I don't know what you really do. You can lean on instruction-following and give a lot of examples and descriptions of specific times to ask specific kinds of questions. You could use prompt distillation to try to turn that into better model tendencies. You could train on lots of transcripts (these days they'd probably include synthetic). You could do some kind of RL for skill at navigating situations where more info may be needed. You could treat "what info is needed and what behavior gets it?" as a type of problem to train on like math problems.

I've seen that LLMs hallucinate in very subtle ways when guidng you through a course of treatment.

Once when having to administer eyedrops to a parent, and I saw redness and was being conservative, it told me the wrong drop to stop. The doctor saw my parent the next day so it was all fixed but did lead to me freaking out.

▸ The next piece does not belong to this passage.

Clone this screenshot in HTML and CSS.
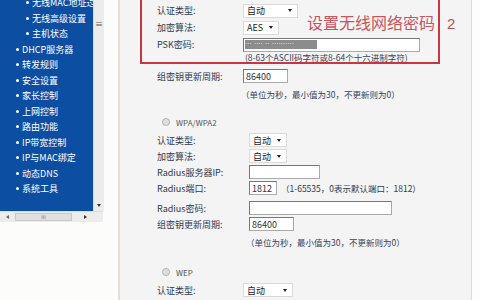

Doctors behave very differently from how we normal humans behave. They go through testing that not many of us would be able to sit through let alone pass. And they are taught a multitude of subjects that are so far away from the subjects everyone else learns that we have no way to truly communicate to them.

And this massive chasm is the problem, not that the LLM is the wrong tool.

Thinking probabilistically (mainly basyesia) and understanding the initial first two years of medschool will help you use an LLM much more effectively for your health.